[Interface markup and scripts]
■ ■ ■ ■ ■ ■ ■

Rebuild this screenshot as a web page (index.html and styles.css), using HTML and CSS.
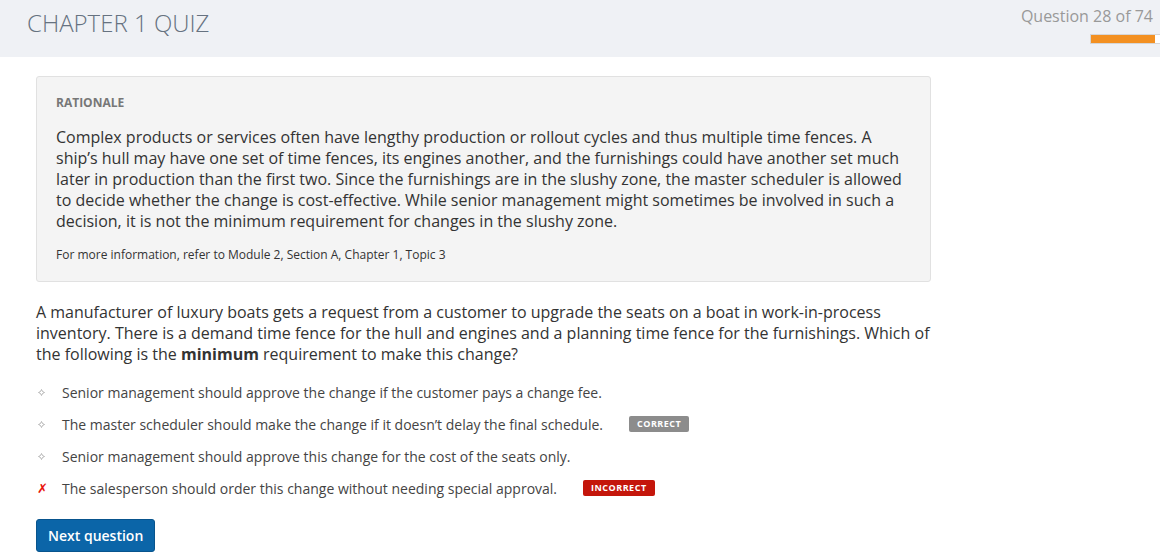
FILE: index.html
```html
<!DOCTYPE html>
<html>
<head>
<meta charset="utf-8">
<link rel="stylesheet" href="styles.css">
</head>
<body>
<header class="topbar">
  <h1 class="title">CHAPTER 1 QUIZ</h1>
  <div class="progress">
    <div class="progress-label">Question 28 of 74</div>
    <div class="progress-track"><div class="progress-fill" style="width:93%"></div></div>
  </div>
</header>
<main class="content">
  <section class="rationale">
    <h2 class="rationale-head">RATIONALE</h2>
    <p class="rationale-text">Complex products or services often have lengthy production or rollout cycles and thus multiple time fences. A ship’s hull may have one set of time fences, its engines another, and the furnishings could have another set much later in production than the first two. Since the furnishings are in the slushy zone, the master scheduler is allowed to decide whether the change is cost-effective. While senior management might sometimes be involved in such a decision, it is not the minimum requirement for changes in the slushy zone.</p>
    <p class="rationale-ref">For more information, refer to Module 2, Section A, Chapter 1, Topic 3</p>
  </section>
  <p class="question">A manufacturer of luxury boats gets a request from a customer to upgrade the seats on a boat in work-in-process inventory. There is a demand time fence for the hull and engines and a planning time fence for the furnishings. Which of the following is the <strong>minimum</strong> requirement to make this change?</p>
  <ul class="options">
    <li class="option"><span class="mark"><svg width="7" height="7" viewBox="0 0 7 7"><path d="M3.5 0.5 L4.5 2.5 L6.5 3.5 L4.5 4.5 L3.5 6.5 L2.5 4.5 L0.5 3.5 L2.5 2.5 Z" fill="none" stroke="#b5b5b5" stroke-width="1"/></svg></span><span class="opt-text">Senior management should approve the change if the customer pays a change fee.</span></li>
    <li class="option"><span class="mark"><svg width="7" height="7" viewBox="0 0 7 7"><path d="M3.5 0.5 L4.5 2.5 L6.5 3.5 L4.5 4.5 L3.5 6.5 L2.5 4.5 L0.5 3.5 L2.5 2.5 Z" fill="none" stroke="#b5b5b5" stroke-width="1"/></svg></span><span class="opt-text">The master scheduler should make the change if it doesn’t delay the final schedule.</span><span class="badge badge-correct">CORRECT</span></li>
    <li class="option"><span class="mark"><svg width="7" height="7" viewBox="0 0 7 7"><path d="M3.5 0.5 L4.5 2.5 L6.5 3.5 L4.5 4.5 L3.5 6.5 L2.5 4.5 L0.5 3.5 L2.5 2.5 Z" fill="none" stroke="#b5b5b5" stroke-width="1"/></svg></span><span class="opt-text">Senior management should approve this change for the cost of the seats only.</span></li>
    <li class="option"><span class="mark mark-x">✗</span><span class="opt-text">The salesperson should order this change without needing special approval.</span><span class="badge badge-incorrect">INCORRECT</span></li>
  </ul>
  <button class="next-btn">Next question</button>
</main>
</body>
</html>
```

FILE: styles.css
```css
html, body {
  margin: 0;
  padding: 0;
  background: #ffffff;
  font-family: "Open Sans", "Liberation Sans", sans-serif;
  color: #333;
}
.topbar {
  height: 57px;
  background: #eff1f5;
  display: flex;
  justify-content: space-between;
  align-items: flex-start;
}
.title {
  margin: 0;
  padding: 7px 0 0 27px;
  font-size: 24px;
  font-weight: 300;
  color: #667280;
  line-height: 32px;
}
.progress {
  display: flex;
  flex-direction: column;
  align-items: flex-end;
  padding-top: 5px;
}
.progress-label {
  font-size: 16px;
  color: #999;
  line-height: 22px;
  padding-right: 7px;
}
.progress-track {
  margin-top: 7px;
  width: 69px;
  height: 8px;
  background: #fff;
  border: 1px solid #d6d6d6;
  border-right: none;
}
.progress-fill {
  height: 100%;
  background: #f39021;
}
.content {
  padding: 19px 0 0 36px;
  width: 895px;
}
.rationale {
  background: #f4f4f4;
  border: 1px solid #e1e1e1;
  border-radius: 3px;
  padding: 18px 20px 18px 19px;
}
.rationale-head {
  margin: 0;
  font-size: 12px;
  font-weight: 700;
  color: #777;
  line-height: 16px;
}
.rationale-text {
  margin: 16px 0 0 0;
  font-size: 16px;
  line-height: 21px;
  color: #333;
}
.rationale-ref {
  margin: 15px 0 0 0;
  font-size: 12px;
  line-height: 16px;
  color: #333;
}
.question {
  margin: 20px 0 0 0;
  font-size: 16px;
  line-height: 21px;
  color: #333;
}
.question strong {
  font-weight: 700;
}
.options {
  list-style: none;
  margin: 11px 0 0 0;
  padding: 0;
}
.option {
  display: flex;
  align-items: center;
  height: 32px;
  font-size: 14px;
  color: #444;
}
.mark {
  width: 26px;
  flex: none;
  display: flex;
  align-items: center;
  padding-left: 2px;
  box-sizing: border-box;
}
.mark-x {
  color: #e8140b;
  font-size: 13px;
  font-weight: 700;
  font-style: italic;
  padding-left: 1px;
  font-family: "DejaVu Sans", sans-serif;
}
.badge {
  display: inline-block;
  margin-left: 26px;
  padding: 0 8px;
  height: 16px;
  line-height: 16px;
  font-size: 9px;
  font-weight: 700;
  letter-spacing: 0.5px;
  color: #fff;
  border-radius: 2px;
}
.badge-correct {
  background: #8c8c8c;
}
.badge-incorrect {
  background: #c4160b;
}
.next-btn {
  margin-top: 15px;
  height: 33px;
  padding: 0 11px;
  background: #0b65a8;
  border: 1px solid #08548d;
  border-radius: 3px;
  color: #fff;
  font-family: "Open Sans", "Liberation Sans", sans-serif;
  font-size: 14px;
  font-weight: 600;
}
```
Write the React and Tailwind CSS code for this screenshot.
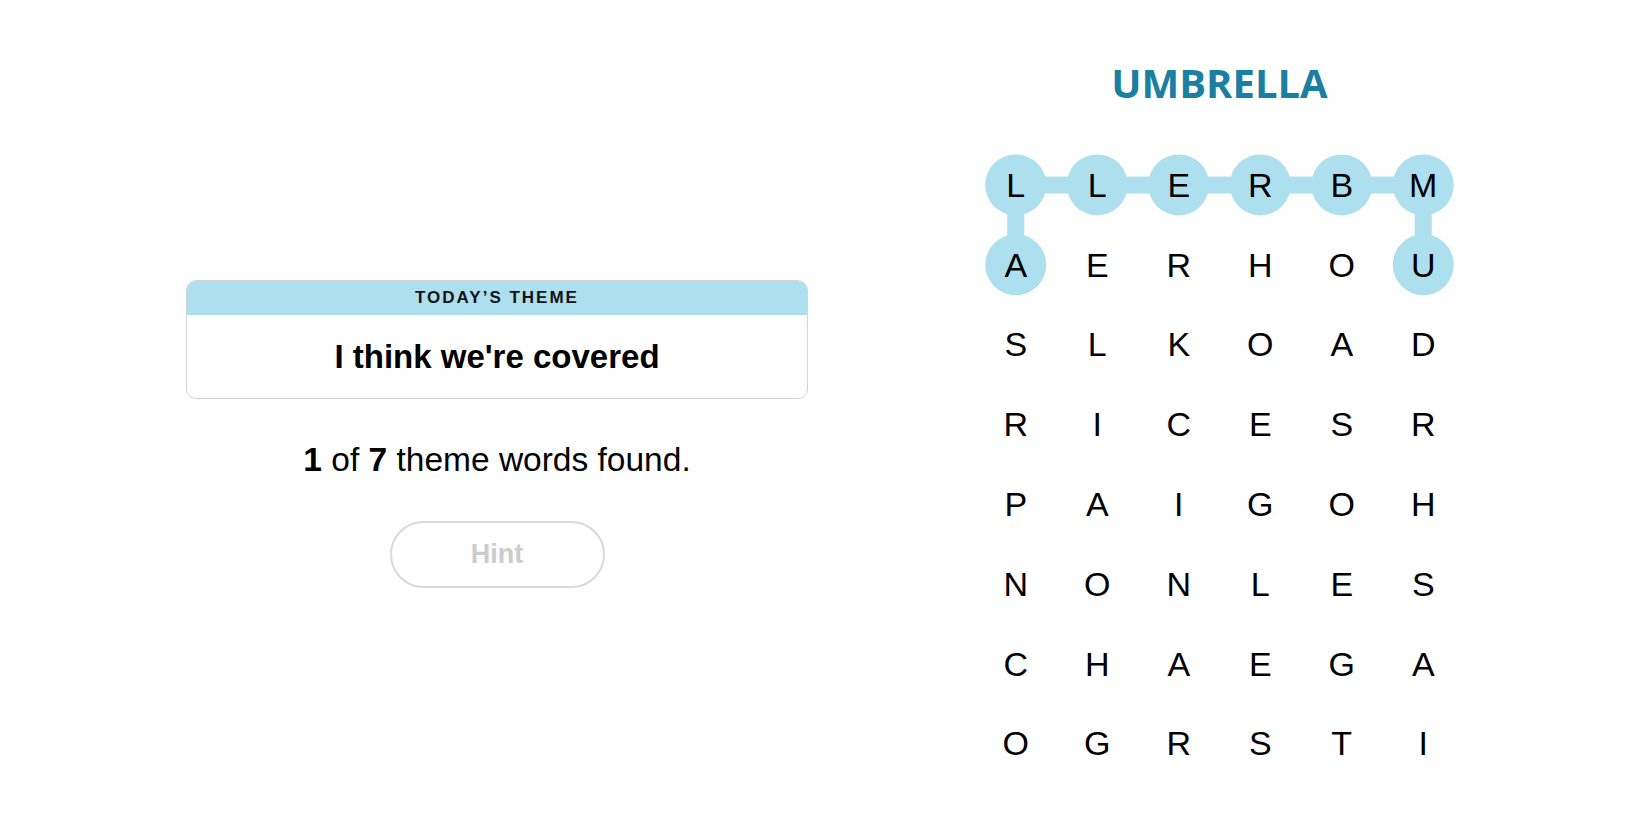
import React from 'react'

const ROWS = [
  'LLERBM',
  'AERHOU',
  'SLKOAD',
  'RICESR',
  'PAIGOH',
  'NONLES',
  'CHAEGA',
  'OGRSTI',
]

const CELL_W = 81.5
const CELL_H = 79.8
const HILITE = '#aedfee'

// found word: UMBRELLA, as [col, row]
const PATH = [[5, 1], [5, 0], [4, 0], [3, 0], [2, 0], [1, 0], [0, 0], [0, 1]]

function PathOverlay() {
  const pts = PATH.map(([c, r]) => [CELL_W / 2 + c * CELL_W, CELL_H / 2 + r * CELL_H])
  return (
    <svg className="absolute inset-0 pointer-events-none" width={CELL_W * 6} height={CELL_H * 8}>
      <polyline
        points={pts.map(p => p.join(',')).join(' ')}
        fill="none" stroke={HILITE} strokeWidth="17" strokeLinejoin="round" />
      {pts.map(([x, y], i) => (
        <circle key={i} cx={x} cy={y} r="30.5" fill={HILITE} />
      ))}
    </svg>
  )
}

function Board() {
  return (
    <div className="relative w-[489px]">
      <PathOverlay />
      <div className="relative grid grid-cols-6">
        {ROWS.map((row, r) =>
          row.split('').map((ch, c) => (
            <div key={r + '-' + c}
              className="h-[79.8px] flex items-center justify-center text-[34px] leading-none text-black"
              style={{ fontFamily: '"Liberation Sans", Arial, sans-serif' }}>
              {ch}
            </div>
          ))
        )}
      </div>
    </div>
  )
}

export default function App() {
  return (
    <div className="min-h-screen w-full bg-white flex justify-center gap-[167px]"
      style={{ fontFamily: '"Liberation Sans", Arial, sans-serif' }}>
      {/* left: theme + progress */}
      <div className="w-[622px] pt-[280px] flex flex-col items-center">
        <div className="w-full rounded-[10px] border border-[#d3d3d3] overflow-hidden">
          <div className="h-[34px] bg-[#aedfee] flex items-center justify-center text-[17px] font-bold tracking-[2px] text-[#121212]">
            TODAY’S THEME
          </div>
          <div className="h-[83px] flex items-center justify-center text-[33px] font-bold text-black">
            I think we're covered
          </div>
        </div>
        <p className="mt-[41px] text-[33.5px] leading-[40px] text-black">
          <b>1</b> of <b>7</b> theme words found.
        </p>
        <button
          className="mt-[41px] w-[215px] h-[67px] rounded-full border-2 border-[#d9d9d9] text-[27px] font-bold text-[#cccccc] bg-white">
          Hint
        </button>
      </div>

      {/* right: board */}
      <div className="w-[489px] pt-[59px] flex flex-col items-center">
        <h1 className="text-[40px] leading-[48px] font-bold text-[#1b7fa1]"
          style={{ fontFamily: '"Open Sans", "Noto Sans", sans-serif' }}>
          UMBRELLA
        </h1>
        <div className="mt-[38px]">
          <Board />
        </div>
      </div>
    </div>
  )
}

■ ■ ■ ■ ■ ■ ■

REQUIREMENT:
Give the number of lines in the data that contain "React", with no other words.

SOLUTION BELOW:
2